> _Exercise description_
The lines from the top of the material through the line with "import React from" are to be set down exactly. Leave the pictures out.

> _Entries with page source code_
START
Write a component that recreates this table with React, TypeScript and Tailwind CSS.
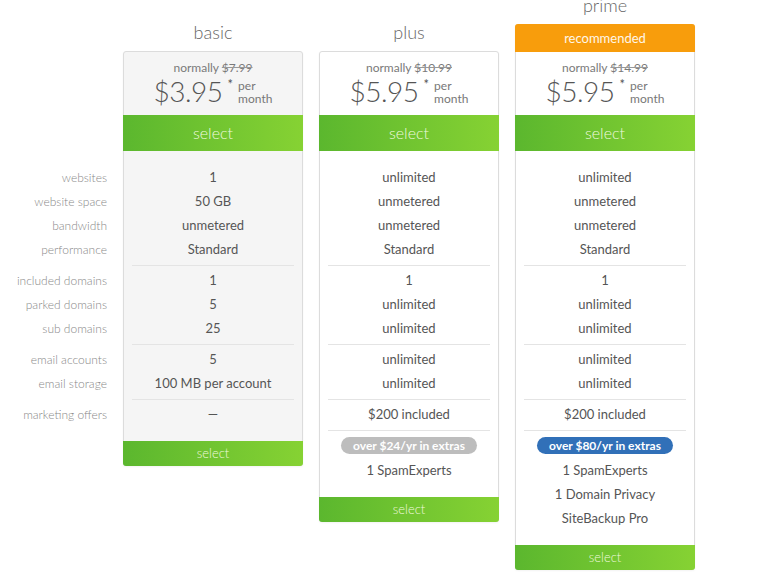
import React from "react";

type Plan = {
  name: string;
  was: string;
  price: string;
  bg: string;
  recommended?: boolean;
  groups: string[][];
  badge?: { text: string; color: string };
  extras?: string[];
};

const labels = [
  ["websites", "website space", "bandwidth", "performance"],
  ["included domains", "parked domains", "sub domains"],
  ["email accounts", "email storage"],
  ["marketing offers"],
];

const plans: Plan[] = [
  {
    name: "basic",
    was: "$7.99",
    price: "$3.95",
    bg: "bg-[#f5f5f5]",
    groups: [
      ["1", "50 GB", "unmetered", "Standard"],
      ["1", "5", "25"],
      ["5", "100 MB per account"],
      ["—"],
    ],
  },
  {
    name: "plus",
    was: "$10.99",
    price: "$5.95",
    bg: "bg-white",
    groups: [
      ["unlimited", "unmetered", "unmetered", "Standard"],
      ["1", "unlimited", "unlimited"],
      ["unlimited", "unlimited"],
      ["$200 included"],
    ],
    badge: { text: "over $24/yr in extras", color: "bg-[#bdbdbd]" },
    extras: ["1 SpamExperts"],
  },
  {
    name: "prime",
    was: "$14.99",
    price: "$5.95",
    bg: "bg-white",
    recommended: true,
    groups: [
      ["unlimited", "unmetered", "unmetered", "Standard"],
      ["1", "unlimited", "unlimited"],
      ["unlimited", "unlimited"],
      ["$200 included"],
    ],
    badge: { text: "over $80/yr in extras", color: "bg-[#3170b8]" },
    extras: ["1 SpamExperts", "1 Domain Privacy", "SiteBackup Pro"],
  },
];

function Group({
  first,
  children,
  line = true,
}: {
  first?: boolean;
  children: React.ReactNode;
  line?: boolean;
}) {
  return (
    <div
      className={
        first
          ? ""
          : line
          ? "mx-[8px] mt-[4px] border-t border-[#e4e4e4] pt-[2px]"
          : "mt-[4px] border-t border-transparent pt-[2px]"
      }
    >
      {children}
    </div>
  );
}

function Card({ plan }: { plan: Plan }) {
  return (
    <div className="flex w-[180px] flex-col">
      <div
        className={`${
          plan.recommended ? "mt-[-5px]" : "mt-[22px]"
        } mb-[9px] h-[20px] text-center text-[18px] font-light leading-[20px] text-[#666]`}
      >
        {plan.name}
      </div>
      <div
        className={`${plan.bg} rounded-[3px] border border-[#dcdcdc] shadow-[0_1px_2px_rgba(0,0,0,0.05)]`}
      >
        {plan.recommended && (
          <div className="-mx-px -mt-px h-[28px] rounded-t-[3px] bg-[#f89d0c] text-center text-[13px] leading-[28px] text-[#fff7e8]">
            recommended
          </div>
        )}
        <div className="flex h-[63px] flex-col items-center pt-[9px]">
          <div className="text-[12px] leading-[14px] text-[#7a7a7a]">
            normally <span className="line-through decoration-[#999]">{plan.was}</span>
          </div>
          <div className="flex items-start">
            <span className="text-[28px] font-light leading-[32px] tracking-[-0.5px] text-[#555]">
              {plan.price}
            </span>
            <span className="ml-[5px] mt-[2px] text-[13px] leading-[14px] text-[#555]">
              *
            </span>
            <span className="ml-[5px] mt-[4px] flex flex-col text-[12px] leading-[13px] text-[#777]">
              <span>per</span>
              <span>month</span>
            </span>
          </div>
        </div>
        <div className="-mx-px flex h-[36px] items-center justify-center bg-gradient-to-r from-[#5bb72e] to-[#86d233] text-[16px] font-light text-[#eef9de]">
          select
        </div>
        <div className="pt-[14px] pb-[15px] text-center text-[13px] text-[#555]">
          {plan.groups.map((g, i) => (
            <Group key={i} first={i === 0}>
              {g.map((v, j) => (
                <div key={j} className="h-[24px] leading-[24px]">
                  {v}
                </div>
              ))}
            </Group>
          ))}
          {plan.badge && (
            <Group>
              <div className="flex h-[25px] items-center justify-center">
                <span
                  className={`${plan.badge.color} rounded-full px-[12px] text-[12px] font-bold leading-[17px] text-white`}
                >
                  {plan.badge.text}
                </span>
              </div>
              {plan.extras?.map((e) => (
                <div key={e} className="h-[24px] leading-[24px]">
                  {e}
                </div>
              ))}
            </Group>
          )}
        </div>
        <div className="-mx-px -mb-px flex h-[25px] items-center justify-center rounded-b-[3px] bg-gradient-to-r from-[#5bb72e] to-[#86d233] text-[13px] font-light text-[#eef9de]">
          select
        </div>
      </div>
    </div>
  );
}

export default function App() {
  return (
    <main
      className="min-h-[585px] w-[757px] bg-white"
      style={{ fontFamily: "Lato, 'Open Sans', sans-serif" }}
    >
      <div className="flex items-start gap-[16px]">
        <div className="w-[107px] shrink-0 pt-[166px] text-right text-[12px] font-light text-[#888]">
          {labels.map((g, i) => (
            <Group key={i} first={i === 0} line={false}>
              {g.map((l) => (
                <div key={l} className="h-[24px] leading-[24px]">
                  {l}
                </div>
              ))}
            </Group>
          ))}
        </div>
        {plans.map((p) => (
          <Card key={p.name} plan={p} />
        ))}
      </div>
    </main>
  );
}
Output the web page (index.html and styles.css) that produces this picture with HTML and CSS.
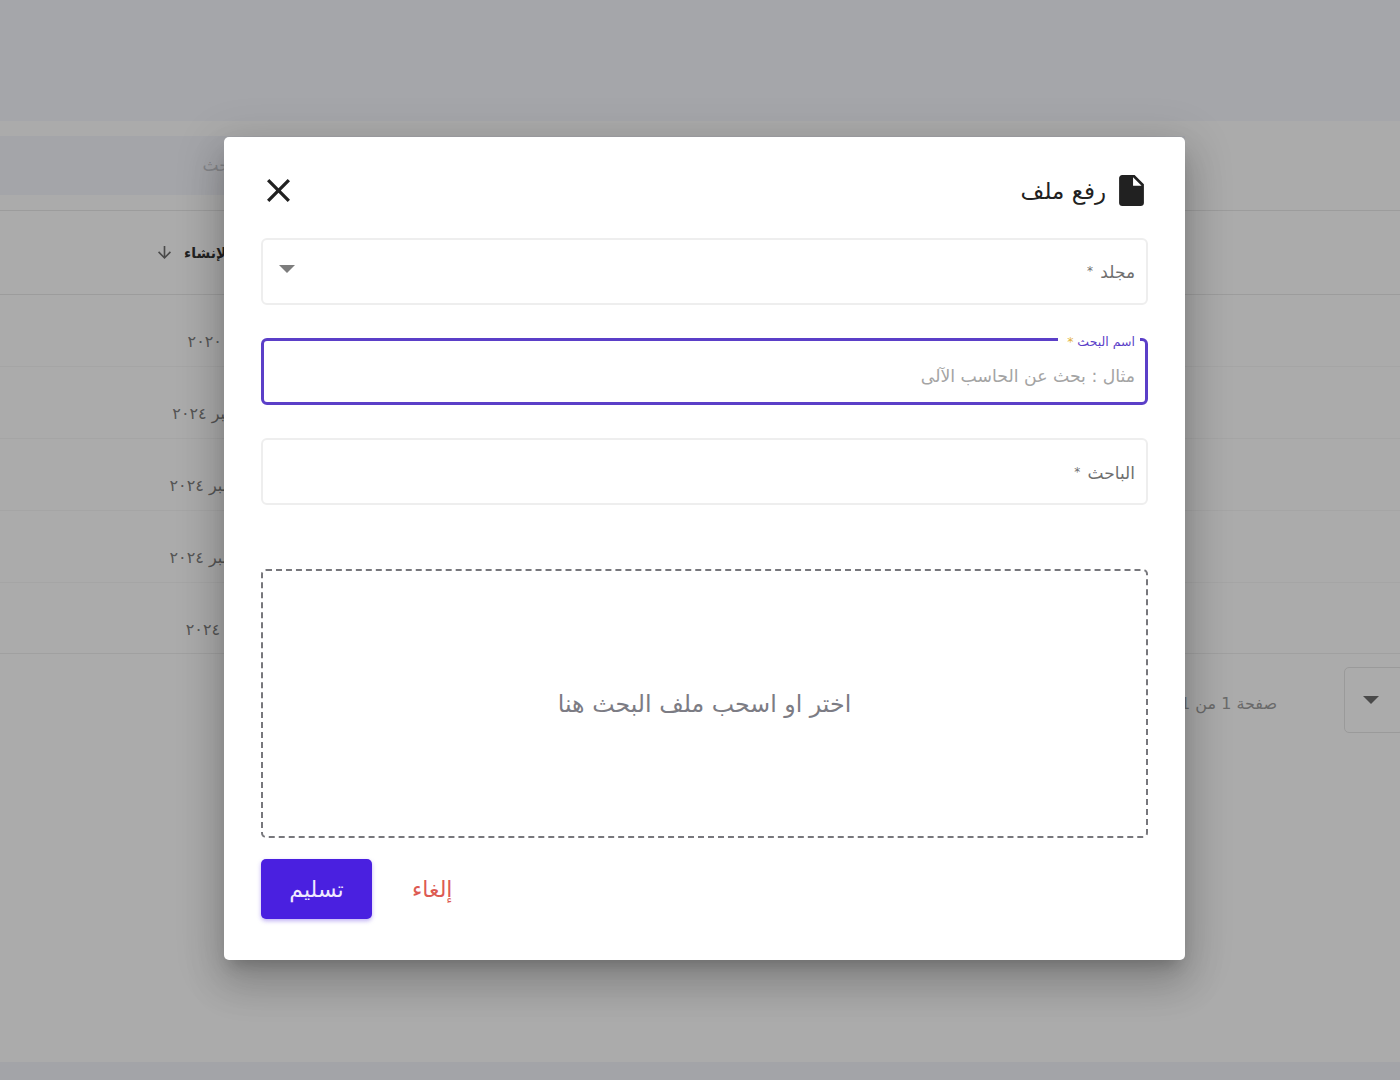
FILE: index.html
```html
<!DOCTYPE html>
<html lang="ar" dir="rtl">
<head>
  <meta charset="UTF-8">
  <title>رفع ملف</title>
  <link rel="stylesheet" href="styles.css">
</head>
<body>
<div class="page">
  <div class="topbar"></div>
  <div class="card">
    <div class="search"><span class="search-text">بحث</span></div>
    <div class="row head">
      <span class="cell">تاريخ الإنشاء</span>
      <svg class="arrow" viewBox="4 4 16 16"><path d="M20 12l-1.41-1.41L13 16.17V4h-2v12.17l-5.58-5.59L4 12l8 8 8-8z"/></svg>
    </div>
    <div class="row"><span class="cell">٢٧ يوليو ٢٠٢٠</span></div>
    <div class="row"><span class="cell">٢٧ سبتمبر ٢٠٢٤</span></div>
    <div class="row"><span class="cell">٢٧ ديسمبر ٢٠٢٤</span></div>
    <div class="row"><span class="cell">٢٧ ديسمبر ٢٠٢٤</span></div>
    <div class="row last"><span class="cell">٢٧ يناير. ٢٠٢٤</span></div>
    <div class="pager">
      <div class="pager-select"><span class="caret dark"></span></div>
      <span class="pager-text">صفحة 1 من 1</span>
    </div>
  </div>
  <div class="bottombar"></div>
</div>

<div class="modal">
  <div class="modal-head">
    <div class="modal-title">
      <svg class="file-icon" viewBox="4 2 16 20"><path d="M6 2c-1.1 0-2 .9-2 2v16c0 1.1.9 2 2 2h12c1.1 0 2-.9 2-2V8l-6-6H6zm7 7V3.5L18.5 9H13z"/></svg>
      <span>رفع ملف</span>
    </div>
    <svg class="close-icon" viewBox="5 5 14 14"><path d="M19 6.41 17.59 5 12 10.59 6.41 5 5 6.41 10.59 12 5 17.59 6.41 19 12 13.41 17.59 19 19 17.59 13.41 12z"/></svg>
  </div>

  <div class="field select-field">
    <span class="field-label">مجلد <span class="small-star">*</span></span>
    <span class="caret"></span>
  </div>

  <div class="field focused">
    <label class="float-label">اسم البحث <span class="star">*</span></label>
    <input class="field-input" placeholder="مثال : بحث عن الحاسب الآلى">
  </div>

  <div class="field third">
    <span class="field-label">الباحث <span class="small-star">*</span></span>
  </div>

  <div class="dropzone">اختر او اسحب ملف البحث هنا</div>

  <div class="actions">
    <button class="cancel">إلغاء</button>
    <button class="submit">تسليم</button>
  </div>
</div>
</body>
</html>
```

FILE: styles.css
```css
* {
  box-sizing: border-box;
  margin: 0;
  padding: 0;
  font-family: "DejaVu Sans", "Noto Sans", sans-serif;
}
html, body {
  height: 1080px;
  overflow: hidden;
}
body {
  background: #a5a6aa;
  position: relative;
}

/* page behind the dialog */
.page {
  display: flex;
  flex-direction: column;
  height: 1080px;
}
.topbar {
  height: 121px;
  background: #a5a6aa;
}
.card {
  flex: 1;
  background: #ababab;
  padding-top: 15px;
}
.bottombar {
  height: 18px;
  background: #a3a4a8;
}
.search {
  height: 59px;
  background: #a4a5a9;
  margin-bottom: 15px;
  margin-right: 215px;
  display: flex;
  align-items: center;
  padding-right: 950px;
}
.search-text {
  color: #85868a;
  font-size: 17px;
  margin-top: -2px;
}
.row {
  height: 72px;
  border-top: 1px solid #a5a5a5;
  display: flex;
  align-items: center;
  padding-top: 22px;
  padding-right: 1120px;
  white-space: nowrap;
  font-size: 16px;
  color: #555;
}
.row.head {
  height: 84px;
  padding-top: 0;
  padding-right: 1130px;
  border-top-color: #9c9c9c;
  font-weight: bold;
  font-size: 14px;
  color: #222;
}
.row.last {
  border-bottom: 1px solid #a0a0a0;
}
.row.head + .row {
  border-top-color: #9c9c9c;
}
.arrow {
  width: 13px;
  height: 13px;
  margin-right: 13px;
  fill: #4a4a4a;
}
.pager {
  display: flex;
  align-items: center;
  gap: 67px;
  padding-top: 13px;
}
.pager-select {
  width: 60px;
  height: 66px;
  margin-right: -4px;
  border: 1px solid #9a9a9a;
  border-radius: 5px;
  display: flex;
  align-items: center;
  padding-right: 24px;
}
.pager-text {
  font-size: 16px;
  color: #6a6a6a;
  margin-top: 6px;
}
.caret {
  width: 0;
  height: 0;
  border-left: 8px solid transparent;
  border-right: 8px solid transparent;
  border-top: 8px solid #7d7d7d;
}
.caret.dark {
  border-top-color: #4a4a4a;
}

/* dialog */
.modal {
  position: absolute;
  top: 137px;
  left: 224px;
  width: 961px;
  height: 823px;
  background: #fff;
  border-radius: 5px;
  box-shadow: 0 11px 15px -7px rgba(0,0,0,.2), 0 24px 38px 3px rgba(0,0,0,.14), 0 9px 46px 8px rgba(0,0,0,.12);
  padding: 38px 37px 0;
  display: flex;
  flex-direction: column;
}
.modal-head {
  display: flex;
  align-items: center;
  justify-content: space-between;
  height: 31px;
  margin-bottom: 32px;
  padding: 0 4px 0 6px;
}
.modal-title {
  display: flex;
  align-items: center;
  gap: 13px;
  font-size: 23px;
  color: #212121;
}
.file-icon {
  width: 25px;
  height: 31px;
  fill: #212121;
}
.close-icon {
  width: 23px;
  height: 23px;
  fill: #212121;
}
.field {
  position: relative;
  height: 67px;
  border: 2px solid #eeeeee;
  border-radius: 6px;
  margin-bottom: 33px;
  display: flex;
  align-items: center;
  justify-content: space-between;
  padding: 0 11px 0 16px;
}
.field-label {
  font-size: 17px;
  color: #6f6f6f;
  margin-top: 1px;
}
.third .field-label {
  margin-top: 2px;
}
.small-star {
  font-size: 12px;
  vertical-align: 3px;
  margin-right: 2px;
}
.select-field .caret {
  margin-top: -6px;
}
.field.focused {
  border: 3px solid #5b3fc8;
  padding-right: 10px;
}
.float-label {
  position: absolute;
  top: -5px;
  right: 5px;
  padding: 0 5px 0 9px;
  background: #fff;
  font-size: 12.5px;
  line-height: 12px;
  color: #5b3fc8;
}
.star {
  color: #e3b23c;
}
.field-input {
  width: 100%;
  border: 0;
  outline: 0;
  background: transparent;
  font-size: 17.3px;
  margin-top: 9px;
}
.field-input::placeholder {
  color: #a4a4a4;
  opacity: 1;
}
.dropzone {
  height: 269px;
  margin-top: 31px;
  border: 2px dashed #77777c;
  border-radius: 5px;
  display: flex;
  align-items: center;
  justify-content: center;
  font-size: 23.7px;
  color: #7c7c84;
}
.actions {
  display: flex;
  justify-content: flex-end;
  align-items: center;
  margin-top: 21px;
  gap: 40px;
}
.submit {
  width: 111px;
  height: 60px;
  border: 0;
  border-radius: 5px;
  background: #4a20e0;
  color: #efeaff;
  font-size: 22px;
  box-shadow: 0 2px 4px rgba(74,32,224,.35);
}
.cancel {
  border: 0;
  background: none;
  color: #dd5a52;
  font-size: 22px;
}
```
END
> _Reply to the task_
Write a component that recreates this table with React, TypeScript and Tailwind CSS.
import React from "react";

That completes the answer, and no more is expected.